Murmurs: Wilson Orders Managers Back to Office

In other news: Portland schools to donate 2,000 air purifiers to Los Angeles.

Paula Tin Nyo (Brian Brose)

WILSON ORDERS MANAGERS BACK TO OFFICE: Portland Mayor Keith Wilson sent an email to all city managers and supervisors Jan. 14 ordering them to return to the office full time by April. The mandate will affect 700 city employees, or about a tenth of the city’s workforce. Wilson, notably, did not extend the mandate to non-managerial staff splitting time between remote and in-office work. The city is in ongoing labor negotiations with three labor unions, the largest among them, AFSCME Local 189, which represents 1,100 employees. Had Wilson extended the in-person requirement to non-managerial employees, it likely would have sparked opposition from unions still in high-stakes negotiations with the city. “This news will undoubtedly raise questions about our long-term workplace policy for other employees who remain remote and hybrid,” Wilson said in his email. “Employees who are designated hybrid will still be required to spend at least half their worktime doing in-person work. I do not anticipate making any further policy changes for non-managerial staff in 2025.”

DAIMLER RESUMES OREGON DIESEL TRUCK SALES: The nation’s largest maker of big rigs will once again sell diesel trucks in its home state. “Daimler Truck North America is resuming acceptance of all orders for new internal combustion engine vehicles intended for registration in Oregon,” the company said in a Jan. 13 statement. As the Oregon Journalism Project first reported (“Electric Slide,” WW, Jan. 8), Daimler, which is headquartered in Portland and employs 3,000 people here, halted Oregon sales Dec. 20 over a disagreement with the Oregon Department of Environmental Quality over the rules surrounding the state’s Advanced Clean Trucks rule, which went into effect Jan. 1. That policy requires truck manufacturers to sell an increasing number of electric trucks, starting at 7% of all sales for heavy trucks this year and increasing to 40% by 2032. Daimler and DEQ didn’t agree on how the agency was to credit manufacturers for the sales of electric trucks. They have now resolved that disagreement. “It has been clarified with the Oregon Department of Environmental Quality that DTNA’s understanding of the implementation of Advanced Clean Trucks is correct,” Daimler said, “and we will receive credits for vehicles it reported to the state.”

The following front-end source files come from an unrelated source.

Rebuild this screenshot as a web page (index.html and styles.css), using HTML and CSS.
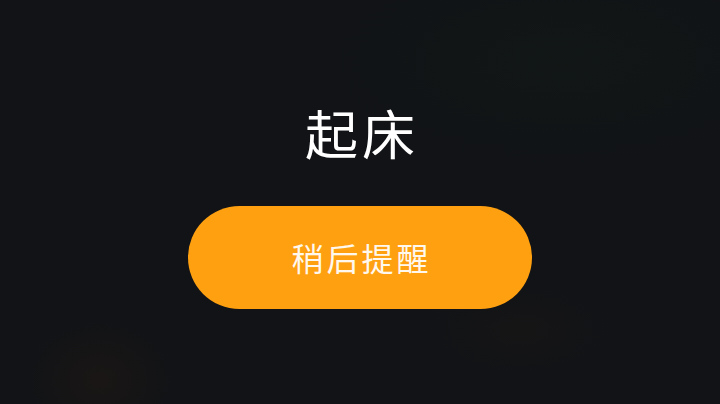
FILE: index.html
```html
<!DOCTYPE html>
<html lang="zh">
<head>
<meta charset="utf-8">
<link rel="stylesheet" href="styles.css">
</head>
<body>
<main class="screen">
  <h1 class="title">起床</h1>
  <button class="snooze">稍后提醒</button>
</main>
</body>
</html>
```
FILE: styles.css
```css
html, body {
  margin: 0;
  padding: 0;
  width: 720px;
  height: 404px;
  overflow: hidden;
}
body {
  font-family: "Noto Sans CJK SC", "Noto Sans", sans-serif;
  background: #111315;
}
.screen {
  width: 720px;
  height: 404px;
  box-sizing: border-box;
  display: flex;
  flex-direction: column;
  align-items: center;
  padding-top: 99px;
  background:
    radial-gradient(ellipse 110px 90px at 100px 380px, rgba(50, 30, 20, 0.28), transparent 70%),
    radial-gradient(ellipse 140px 70px at 520px 330px, rgba(40, 28, 22, 0.22), transparent 70%),
    radial-gradient(ellipse 360px 160px at 560px 60px, rgba(18, 26, 22, 0.5), transparent 70%),
    #111316;
}
.title {
  margin: 0;
  font-size: 53px;
  font-weight: 400;
  line-height: 66px;
  color: #ffffff;
  letter-spacing: 4px;
  padding-left: 4px;
}
.snooze {
  margin-top: 41px;
  width: 344px;
  height: 103px;
  border: none;
  border-radius: 52px;
  background: #ffa010;
  color: #fff8ee;
  font-family: "Noto Sans CJK SC", "Noto Sans", sans-serif;
  font-size: 32px;
  font-weight: 400;
  letter-spacing: 3px;
  padding: 0 0 2px 3px;
}
```
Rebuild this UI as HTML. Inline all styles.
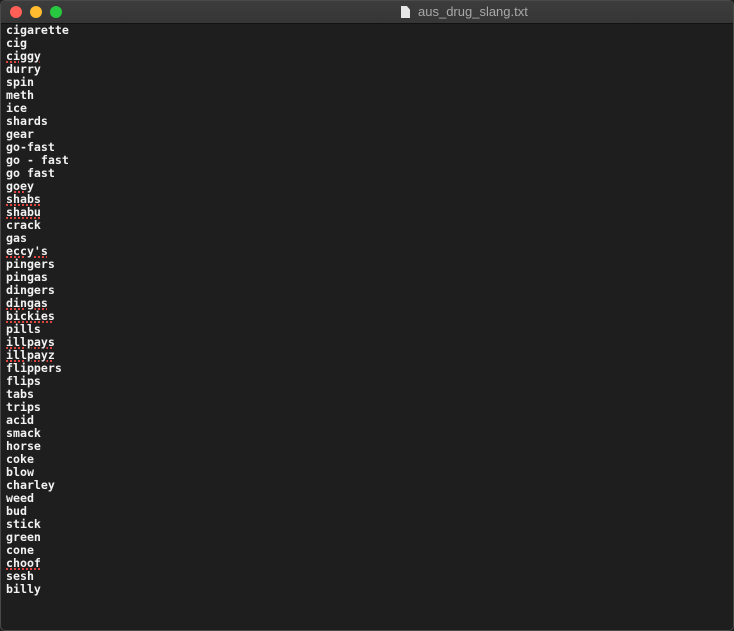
<!DOCTYPE html><html><head><style>
body{margin:0;width:734px;height:631px;background:#1e1e1e;overflow:hidden;font-family:"DejaVu Sans Mono","Liberation Mono",monospace}
.win{position:absolute;left:0;top:0;width:732px;height:629px;border:1px solid #4a4a4a;border-radius:5px;overflow:hidden;background:#1e1e1e}
.bar{height:22px;background:linear-gradient(#3c3c3c,#363636);border-bottom:1px solid #111;position:relative}
.d{position:absolute;top:5px;width:12px;height:12px;border-radius:50%}
.t{position:absolute;left:400px;top:3px;color:#a8a8a8;font:13px "Liberation Sans",sans-serif}
.t i{display:inline-block;width:9px;height:12px;background:#e6e6e6;vertical-align:-2px;margin-right:8px;clip-path:polygon(0 0,65% 0,100% 30%,100% 100%,0 100%)}
pre{margin:0;position:absolute;left:5px;top:23px;color:#f2f2f2;font-size:11.6px;line-height:13px;font-weight:bold;font-family:inherit}
u{text-decoration:underline dotted #e0443e;text-decoration-thickness:2px;text-underline-offset:1px}
</style></head><body><div class="win"><div class="bar">
<div class="d" style="left:9px;background:#fe5f57"></div><div class="d" style="left:29px;background:#febc2e"></div><div class="d" style="left:49px;background:#28c840"></div>
<div class="t"><i></i>aus_drug_slang.txt</div></div>
<pre>cigarette
cig
<u>ciggy</u>
durry
spin
meth
ice
shards
gear
go-fast
go - fast
go fast
<u>goey</u>
<u>shabs</u>
<u>shabu</u>
crack
gas
<u>eccy's</u>
pingers
pingas
dingers
<u>dingas</u>
<u>bickies</u>
pills
<u>illpays</u>
<u>illpayz</u>
flippers
flips
tabs
trips
acid
smack
horse
coke
blow
charley
weed
bud
stick
green
cone
<u>choof</u>
sesh
billy</pre></div></body></html>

PORTLAND SCHOOLS TO DONATE 2,000 AIR PURIFIERS TO LOS ANGELES: In the wake of catastrophic fires in L.A., the Los Angeles Unified School District put out a call for more portable air purifiers. An unlikely district will answer: Portland Public Schools stands ready to donate a majority of its stock. That’s a stark change from a few years ago, when a May 2022 investigation by The Oregonian revealed that about 500, or 25%, of the district’s elementary and middle school classrooms didn’t meet minimum targets for indoor airflow. Another 750 didn’t meet the levels recommended by air quality experts—who said poor ventilation could affect the spread of disease and hurt student learning. Backlash from concerned parents culminated in the Oregon Health Authority giving the district 3,500 portable air purifiers in May 2023. At a special School Board meeting Jan. 13, PPS Superintendent Dr. Kimberlee Armstrong proposed a resolution to donate 2,000 of the district’s remaining 2,600 air purifiers to L.A. Unified. “All of our schools, all of our classrooms have air purifiers at the moment,” Armstrong said, noting the L.A. district would also cover all shipping costs. The board voted unanimously to pass the resolution. “I’m really glad we can do something concrete for that community that is devastated right now,” said vice chair Michelle DePass.

CASE OVER DISPUTED GRAVE SITES CAN MOVE FORWARD: In a contentious Jan. 10 hearing in Multnomah County Circuit Court, attorneys for Service Corporation International, the funeral industry giant whose local affiliate, Skyline Memorial Gardens, sold the same burial plot to two different families, sought to have attorneys for the second buyer, Paula Tin Nyo, sanctioned and removed from the case. Service Corporation’s attorneys accused Tin Nyo’s attorneys at the Tonkon Torp law firm of acting in bad faith and violating a confidentiality order by revealing the identity of the first purchasers of the disputed plot. Judge Christopher Ramras ruled that the Tonkon Torp lawyers did not in fact violate a court order and had done nothing improper in communicating with WW about the case. “I don’t find the defendant’s counsel violated my order,” Ramras said. “So I am not ordering any sanctions.” The other party seeking rights to the burial plot is the Reser family, heirs to a Corvallis deli-salad fortune. Following Ramras’ earlier determination that the Reser family could not participate in the case under a pseudonym, that family is now officially a plaintiff in the case. The parties will now move forward in determining how to resolve a dispute over who has a right to the burial site—the Resers, who purchased it in 2019, or Tin Nyo, who bought it in 2021 and buried her son’s remains and personal effects there that year. They are scheduled to set a trial date Jan. 22.